Adaptive strategy in Colonel Blotto game

Last week I have shared a story about Colonel Blotto tournament I held back when I still used to teach Matlab. This tournament is interesting from the perspective of Physics of Risk, because it was designed to encourage adaptive strategy. Admittedly, only few students actually did that, but...

Anyway, let us build an adaptive strategy for one of the variations of the Colonel Blotto game we have explored recently. Let us revisit Colonel Blotto game with varied castles!

The game

As in an earlier post:

  • Both warlords have 25 troops.
  • There are 5 castles.
  • Each castle has 3, 2 or 1 flags raised above its battlements. These flags represent the value of the castle.
  • In total all castles are worth 9 points (flags). Thus, to win the war (game) 5 flags (points) are sufficient.

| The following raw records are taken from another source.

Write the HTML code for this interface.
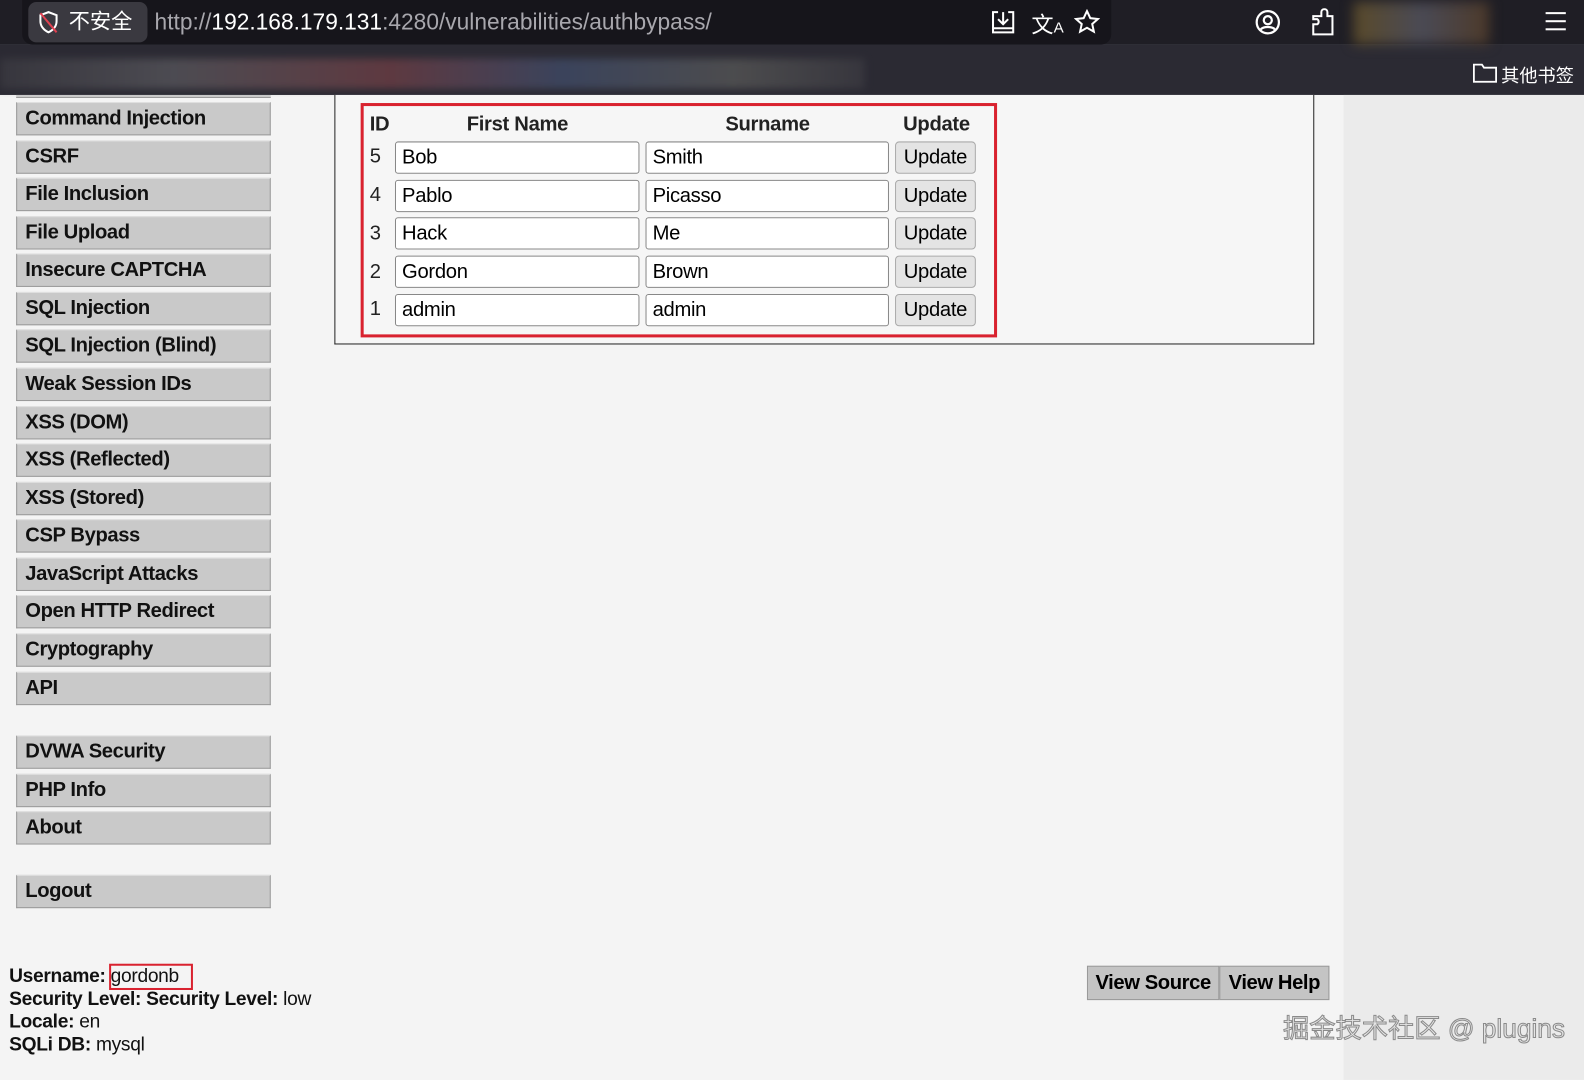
<!DOCTYPE html>
<html><head><meta charset="utf-8"><style>
*{box-sizing:border-box;margin:0;padding:0}
body{width:1584px;height:1069px;overflow:hidden;background:#f4f4f4;font-family:"Liberation Sans","Noto Sans CJK SC",sans-serif;position:relative}
#w{position:absolute;left:0;top:0;width:1568px;height:1059px;transform:scale(1.0102);transform-origin:0 0}
.abs{position:absolute}
.top{left:0;top:0;width:1584px;height:44px;background:#1f1e25}
.bm{left:0;top:44px;width:1584px;height:50px;background:#2b2a33}
.url{left:22px;top:0;width:1078px;height:44px;background:#16151b;border-radius:0 0 10px 10px}
.sec{left:28px;top:2px;width:118px;height:40px;background:#3a3940;border-radius:8px;color:#fff;font-size:21px;line-height:40px;padding-left:40px}
.urltxt{left:153px;top:9px;color:#a8a7ad;font-size:22.5px;white-space:nowrap}
.urltxt b{color:#fff;font-weight:normal}
.blur{left:0;top:58px;width:856px;height:30px;background:linear-gradient(90deg,#3a3940,#55545a 20%,#6b3d44 45%,#3f4a66 65%,#555 85%,#3a3940);filter:blur(4px);opacity:.8}
.menu{left:16px;width:252px;height:33px;background:#c9c9c9;border:1px solid #999;border-top-color:#e0e0e0;font-weight:bold;font-size:20px;letter-spacing:-0.4px;line-height:31px;padding-left:8px;color:#111}
.content{left:331px;top:94px;width:970px;height:247px;border:1px solid #222;border-top:none;background:#f6f6f6}
.red{left:357px;top:102px;width:630px;height:232px;border:3px solid #d9222f}
.th{font-weight:bold;font-size:20px;letter-spacing:-0.3px;top:112px;color:#222}
.inp{height:32px;border:1px solid #888;border-radius:3px;background:#fff;font-size:20px;letter-spacing:-0.3px;line-height:30px;padding-left:6px;color:#000}
.btn{left:886px;width:80px;height:32px;border:1px solid #aaa;border-radius:4px;background:#e4e4e4;font-size:20px;letter-spacing:-0.3px;line-height:30px;text-align:center;color:#000}
.id{left:366px;font-size:20px;color:#222}
.right{left:1330px;top:94px;width:254px;height:975px;background:#ebebeb}
.foot{left:9px;font-size:19px;letter-spacing:-0.3px;color:#111}
.vb{top:956px;height:34px;background:#c4c4c4;border:1px solid #999;font-weight:bold;font-size:20px;letter-spacing:-0.4px;line-height:32px;text-align:center}
</style></head><body><div id="w">
<div class="abs top"></div><div class="abs bm"></div>
<div class="abs url"></div>
<div class="abs sec">不安全</div>
<svg class="abs" style="left:36px;top:10px" width="24" height="24" viewBox="0 0 24 24"><path d="M12 2L4 5v6c0 5 3.5 9 8 11 4.5-2 8-6 8-11V5z" fill="none" stroke="#fff" stroke-width="2"/><path d="M4 3l16 19" stroke="#e04050" stroke-width="2"/></svg>
<div class="abs urltxt">http://<b>192.168.179.131</b>:4280/vulnerabilities/authbypass/</div>
<svg class="abs" style="left:980px;top:9px" width="26" height="26" viewBox="0 0 26 26" fill="none" stroke="#fff" stroke-width="2"><path d="M8 3H3v20h20V3h-5M13 3v12M8 10l5 5 5-5M3 19h20"/></svg>
<div class="abs" style="left:1021px;top:7px;color:#fff;font-size:22px">文<span style="font-size:15px">A</span></div>
<svg class="abs" style="left:1063px;top:9px" width="26" height="26" viewBox="0 0 26 26"><path d="M13 2l3.3 7 7.5.8-5.6 5 1.6 7.5L13 18.5 6.2 22.3l1.6-7.5-5.6-5 7.5-.8z" fill="none" stroke="#fff" stroke-width="2"/></svg>
<svg class="abs" style="left:1242px;top:9px" width="26" height="26" viewBox="0 0 26 26" fill="none" stroke="#fff" stroke-width="2.2"><circle cx="13" cy="13" r="11"/><circle cx="13" cy="11" r="4"/><path d="M6 20c3-3 11-3 14 0"/></svg>
<svg class="abs" style="left:1297px;top:8px" width="26" height="28" viewBox="0 0 26 28" fill="none" stroke="#fff" stroke-width="2"><path d="M3 26V16h4a3 3 0 000-5H3V8h8V4a3 3 0 016 0v4h5v18z"/></svg>
<div class="abs" style="left:1340px;top:2px;width:134px;height:42px;background:linear-gradient(90deg,#5a4a2a,#4a4a55 50%,#4d3a2a);filter:blur(6px)"></div>
<div class="abs" style="left:1530px;top:12px;width:20px;height:18px;border-top:2px solid #fff;border-bottom:2px solid #fff"></div>
<div class="abs" style="left:1530px;top:20px;width:20px;height:2px;background:#fff"></div>
<div class="abs blur"></div>
<svg class="abs" style="left:1458px;top:62px" width="24" height="20" viewBox="0 0 24 20" fill="none" stroke="#fff" stroke-width="1.8"><path d="M1 2h8l2 3h12v14H1z"/></svg>
<div class="abs" style="left:1486px;top:61px;color:#fff;font-size:18px">其他书签</div>

<div class="abs right"></div>
<div class="abs" style="left:16px;top:94px;width:252px;height:3px;background:#c9c9c9;border-bottom:1px solid #999"></div>
<div class="abs menu" style="top:101px">Command Injection</div>
<div class="abs menu" style="top:139px">CSRF</div>
<div class="abs menu" style="top:176px">File Inclusion</div>
<div class="abs menu" style="top:214px">File Upload</div>
<div class="abs menu" style="top:251px">Insecure CAPTCHA</div>
<div class="abs menu" style="top:289px">SQL Injection</div>
<div class="abs menu" style="top:326px">SQL Injection (Blind)</div>
<div class="abs menu" style="top:364px">Weak Session IDs</div>
<div class="abs menu" style="top:402px">XSS (DOM)</div>
<div class="abs menu" style="top:439px">XSS (Reflected)</div>
<div class="abs menu" style="top:477px">XSS (Stored)</div>
<div class="abs menu" style="top:514px">CSP Bypass</div>
<div class="abs menu" style="top:552px">JavaScript Attacks</div>
<div class="abs menu" style="top:589px">Open HTTP Redirect</div>
<div class="abs menu" style="top:627px">Cryptography</div>
<div class="abs menu" style="top:665px">API</div>
<div class="abs menu" style="top:728px">DVWA Security</div>
<div class="abs menu" style="top:766px">PHP Info</div>
<div class="abs menu" style="top:803px">About</div>
<div class="abs menu" style="top:866px">Logout</div>

<div class="abs content"></div>
<div class="abs red"></div>
<div class="abs th" style="left:366px">ID</div>
<div class="abs th" style="left:462px">First Name</div>
<div class="abs th" style="left:718px">Surname</div>
<div class="abs th" style="left:894px">Update</div>

<div class="abs id" style="top:144px">5</div><div class="abs inp" style="left:391px;top:140px;width:242px">Bob</div><div class="abs inp" style="left:639px;top:140px;width:241px">Smith</div><div class="abs btn" style="top:140px">Update</div>
<div class="abs id" style="top:182px">4</div><div class="abs inp" style="left:391px;top:178px;width:242px">Pablo</div><div class="abs inp" style="left:639px;top:178px;width:241px">Picasso</div><div class="abs btn" style="top:178px">Update</div>
<div class="abs id" style="top:220px">3</div><div class="abs inp" style="left:391px;top:215px;width:242px">Hack</div><div class="abs inp" style="left:639px;top:215px;width:241px">Me</div><div class="abs btn" style="top:215px">Update</div>
<div class="abs id" style="top:258px">2</div><div class="abs inp" style="left:391px;top:253px;width:242px">Gordon</div><div class="abs inp" style="left:639px;top:253px;width:241px">Brown</div><div class="abs btn" style="top:253px">Update</div>
<div class="abs id" style="top:295px">1</div><div class="abs inp" style="left:391px;top:291px;width:242px">admin</div><div class="abs inp" style="left:639px;top:291px;width:241px">admin</div><div class="abs btn" style="top:291px">Update</div>

<div class="abs foot" style="top:956px"><b>Username:</b> gordonb</div>
<div class="abs" style="left:108px;top:954px;width:83px;height:26px;border:2px solid #d9222f"></div>
<div class="abs foot" style="top:979px"><b>Security Level: Security Level:</b> low</div>
<div class="abs foot" style="top:1001px"><b>Locale:</b> en</div>
<div class="abs foot" style="top:1024px"><b>SQLi DB:</b> mysql</div>

<div class="abs vb" style="left:1076px;width:131px">View Source</div>
<div class="abs vb" style="left:1207px;width:109px">View Help</div>
<div class="abs" style="left:1270px;top:998px;font-size:26px;color:#e6e6e6;-webkit-text-stroke:1px #8a8a8a">掘金技术社区 @ plugins</div>
</div></body></html>
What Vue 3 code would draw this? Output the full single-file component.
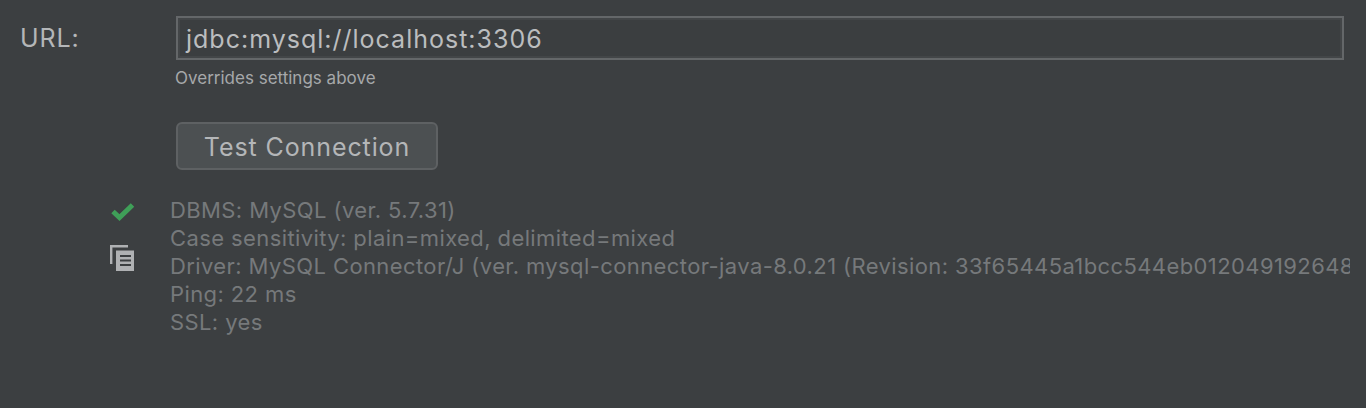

But now both warlords are computer-controlled. "CPU" warlord will use simple fixed or random strategies (you will be allowed to choose their strategy). "ADA" warlord will use an adaptive strategy (i.e., this strategy allocates troops based on opponent's previous troop allocations).

How did "AK999" strategy work?

The "AK999" strategy, I used in the aforementioned tournament against my students, aims to discover the value opponent gives to every castle. It does so by calculating the mean number of troops assigned to every castle. This approach works reasonably well against most random strategies, at least as long as variance is reasonably low.

Yet my strategy failed against those few students who played "extremely" varied strategies. Simplest approach to beating my strategy was to randomly play one of two fixed troop allocations. As each of those prioritized different castles my strategy quickly got confused and lost.

I have long wanted to improve it, and "ADA" is my attempt to do exactly that.

How does "ADA" adaptive stategy work?

The core idea is really simple. After each war, "CPU" troop allocation is recorded. To speed up parsing of the previous allocations, history is stored as five-dimensional cumulative distribution function. Indirectly this approach assumes that "CPU" warlord behaves in an ergodic way. In other words, that "CPU" warlord does not adapt their allocation or have another time-dependent strategy. This assumption holds well for fixed and purely random strategies.

"ADA" chooses troop allocation by solving margin maximization problem of the five dimensional cumulative distribution function. In general, such problem would be really hard, but in our case the input vector of the function is discrete (5 components with 26 possible values). The search space is also greatly reduced by the fact that the input vector lies in a simplex (assuming that all troops must be used). So, we are lucky that exhaustive search works just fine in our case.

To be more exact, exhaustive search is being performed recursively over the components. But the components are processed in a random order, to add some variability to the allocations. Further variability is added, when multiple allocations have the same expected margin. In such case, the "previous" (in regards to the search tree) allocation is kept with a probability of 50%.

"CPU" strategies

Priority-based. This the strategy used in the original post. This strategy is based on the fact that in this game there five different ways to get 5 points sufficient to win the game. "CPU" will then prioritize one of these combinations, while assigning minimal number (0 to 3) of troops to other castles.

Completely random. Each troop is assigned to a random castles. All castles are weighted equally.

Weighted(\(\alpha\)) random. Troops are assigned randomly to the castles, but castles are weighted proportionally to their value. The weights are given by \( v_i^\alpha \).

Fixed(...). "Almost" fixed strategies. These may be slightly random but only due to the inherent symmetries in the game. As for example, there is little difference between second and third castles. So "Fixed(13-12-0-0-0)" strategy could shift 12 troops to the third castle instead.

Copycat. It will first play uniform troop allocation. From the second play onward it will simply repeat opponent's previous allocation.

Random over all. Will randomize between all the strategies available in the app.

Interactive app

Feel free to try distinct strategies against "ADA" adaptive strategy! As far as my experiments show, "copycat" strategy seems to be the most effective. In my opinion, it is the most effective, because it is nonergodic while "ADA" assumes ergodicity. "ADA" could be easily modified to detect the "copycat" strategy, but this problem is beyond the point of the current post. Furthermore, it leads to "what he thinks I think he thinks..."-style overthinking madness, which highlights complexity of the Colonel Blotto game.

Another thing to notice in this app, is that the it takes time for "ADA" to crack the "priority-based" strategy. For "ADA" to work best, it needs to have seen all (most?) possible plays at frequencies close to their theoretical probabilities.